No. 4: Bookmark

Artist: The Woodknot Bookshop, Newport, Vermont
Title: Bookmark
Date: 1990s
Culture: American
Provenance: Tucked into a book purchased at the Woodknot Bookshop in Newport, Vermont. Most likely purchased by the parents of EAH as a gift.

woodknot

Is there anything more ordinary than those paper bookmarks that are slipped into the new book you’re buying at your local bookstore? Oh. Wait. Local bookstores. Those aren’t so common anymore, are they? So I guess these throwaway bookmarks aren’t so common after all.

One of my favorite bookstores—one that sadly but unsurprisingly has gone out of business—was the Woodknot Bookshop in Newport, Vermont. My family had a home in Vermont’s Northeast Kingdom where I spent many happy summers and Christmases basking in the state’s rugged wilderness and vaguely hippyish culture. Our house itself was remote (on Wilderness Road, which was literally up a dirt road that was known to wash away during mud season), so our days were frequently punctuated with visits “to town,” town sometimes being the more urbane Burlington three hours away and other times being the closer and smaller town of Newport on the shores of Lake Memphremagog.

I swear it was always brilliantly sunny when we’d head over to Newport. There always seemed to be a few fluffy white clouds bouncing through the sky, and as we’d round the bend of that country road that led into town, the water always seemed to sparkle with sunlight. There were always robust, happy sailboats on the water. We’d have lunch. Sometimes at the “fancy” place on the water. Other times at the health food store that smelled delightfully of hemp and soymilk in that distinctly nineties, health food store sort of way. A couple doors down from the health food store, which was in a storefront on the quaint Main Street, was an outdoor clothier that we’d poke around in. And a few doors down from that was the Woodknot Bookshop.

We would spend good chunks of time there. I remember buying gifts and perusing art history books. I looked at books on Adirondack cabins and fauna of the Northeast Kingdom. I bought more than one John Irving novel there. At Christmas, my parents shopped there for what we called “the obligatory book pile,” a stack of books for each of us girls, tailored to our current interests. One year I had a lot of F. Scott Fitzgerald and a Marc Chagall art book. Another year there was lots about Rome, to prepare me for my study abroad trip.

Tucked inside, of course, the bookstore included its trademark bookmark. It’s a flimsy paper thing, but when I look at the one that I still have today, I am overwhelmed with memories. Memories of those delightful summer pilgrimages to Newport’s Main Street, when everything really seemed right with the world. But even more, I look at the details of the wood grain on their logo— and the knot and the stubby little branches sticking up with their delicate leaves—and I feel almost overcome.

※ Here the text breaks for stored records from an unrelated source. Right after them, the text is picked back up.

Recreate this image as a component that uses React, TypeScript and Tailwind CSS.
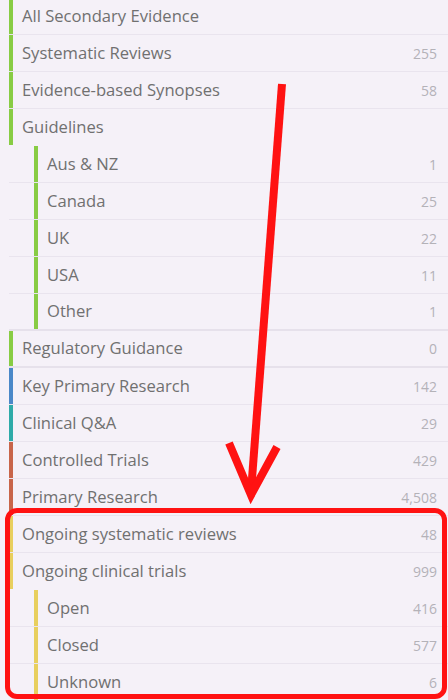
import React from "react";

type Row = {
  label: string;
  count?: string;
  bar: string;
  sub?: boolean;
  noLine?: boolean;
  thick?: boolean;
};

const rows: Row[] = [
  { label: "All Secondary Evidence", bar: "bg-[#88cc44]" },
  { label: "Systematic Reviews", count: "255", bar: "bg-[#88cc44]" },
  { label: "Evidence-based Synopses", count: "58", bar: "bg-[#88cc44]" },
  { label: "Guidelines", bar: "bg-[#88cc44]", noLine: true },
  { label: "Aus & NZ", count: "1", bar: "bg-[#88cc44]", sub: true },
  { label: "Canada", count: "25", bar: "bg-[#88cc44]", sub: true },
  { label: "UK", count: "22", bar: "bg-[#88cc44]", sub: true },
  { label: "USA", count: "11", bar: "bg-[#88cc44]", sub: true },
  { label: "Other", count: "1", bar: "bg-[#88cc44]", sub: true, thick: true },
  { label: "Regulatory Guidance", count: "0", bar: "bg-[#88cc44]", thick: true },
  { label: "Key Primary Research", count: "142", bar: "bg-[#4a88c8]" },
  { label: "Clinical Q&A", count: "29", bar: "bg-[#2eaaa8]" },
  { label: "Controlled Trials", count: "429", bar: "bg-[#c8654a]" },
  { label: "Primary Research", count: "4,508", bar: "bg-[#c8654a]" },
  { label: "Ongoing systematic reviews", count: "48", bar: "bg-[#e8cf5e]" },
  { label: "Ongoing clinical trials", count: "999", bar: "bg-[#e8cf5e]", noLine: true },
  { label: "Open", count: "416", bar: "bg-[#e8cf5e]", sub: true },
  { label: "Closed", count: "577", bar: "bg-[#e8cf5e]", sub: true },
  { label: "Unknown", count: "6", bar: "bg-[#e8cf5e]", sub: true },
];

function ListRow({ row }: { row: Row }) {
  const line = row.noLine
    ? "border-b border-transparent"
    : row.thick
    ? "border-b-2 border-[#e6e1eb]"
    : "border-b border-[#e9e4ee]";
  return (
    <div className={`flex h-[37px] items-stretch ${line}`}>
      <div className={row.sub ? "w-[25px]" : "w-0"} />
      <div className={`w-[4px] shrink-0 ${row.bar}`} />
      <div className="flex flex-1 items-center justify-between pl-[9px] pr-[11px]">
        <span className="text-[16.6px] text-[#707070]">{row.label}</span>
        {row.count && <span className="text-[14px] text-[#b4b2b8]">{row.count}</span>}
      </div>
    </div>
  );
}

export default function App() {
  return (
    <div
      className="relative h-[700px] w-[448px] overflow-hidden bg-[#f5f1f8]"
      style={{ fontFamily: "'Open Sans', 'Liberation Sans', sans-serif" }}
    >
      <div className="-mt-[2px] pl-[9px]">
        {rows.map((r) => (
          <ListRow key={r.label} row={r} />
        ))}
      </div>

      {/* highlight frame */}
      <div className="absolute left-[5px] top-[508px] h-[191px] w-[442px] rounded-[12px] border-[5px] border-[#ff1212]" />

      {/* arrow */}
      <svg className="absolute left-0 top-0" width="448" height="700" viewBox="0 0 448 700">
        <g stroke="#ff1212" strokeWidth="8" fill="none" strokeLinejoin="miter">
          <line x1="282" y1="84" x2="251" y2="492" />
          <polyline points="229,443 251,495 277,447" />
        </g>
      </svg>
    </div>
  );
}
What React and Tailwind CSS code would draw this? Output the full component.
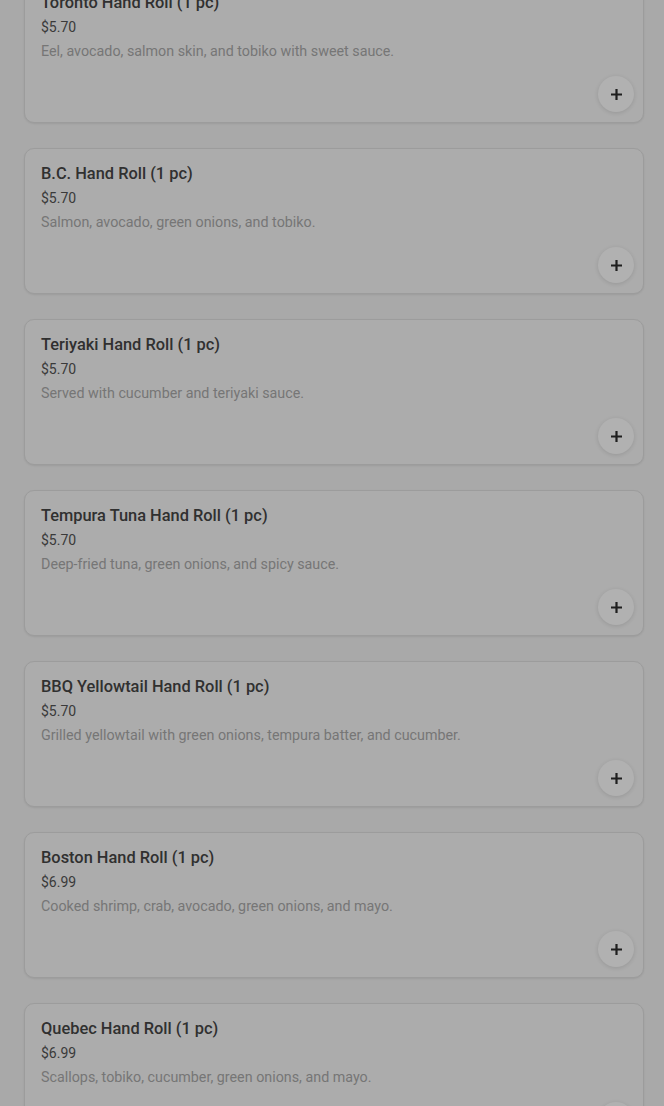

What a beautiful little piece of art to include on this seemingly insignificant throwaway object. I love how distinctive this tree trunk is. It’s more than a generic tree; it’s some specific tree growing in some specific forest somewhere. It has personality. Which of course was a smart piece of branding, for the Woodknot Bookshop had its own personality too. This distinctive image is all tangled up for me with my memories of that bookstore and its laid-back, small-town, hippy vibe, and of the Northeast Kingdom in general.

The image of the tree, of course, is more than an image of a tree. It is an image of the time in my life when I regularly breathed in fresh mountain air and jumped into ice-cold river swimming holes and gazed up through the pine branches at the impossibly dark skies with their impossibly bright stars. And dreamed about all the world had in store for me.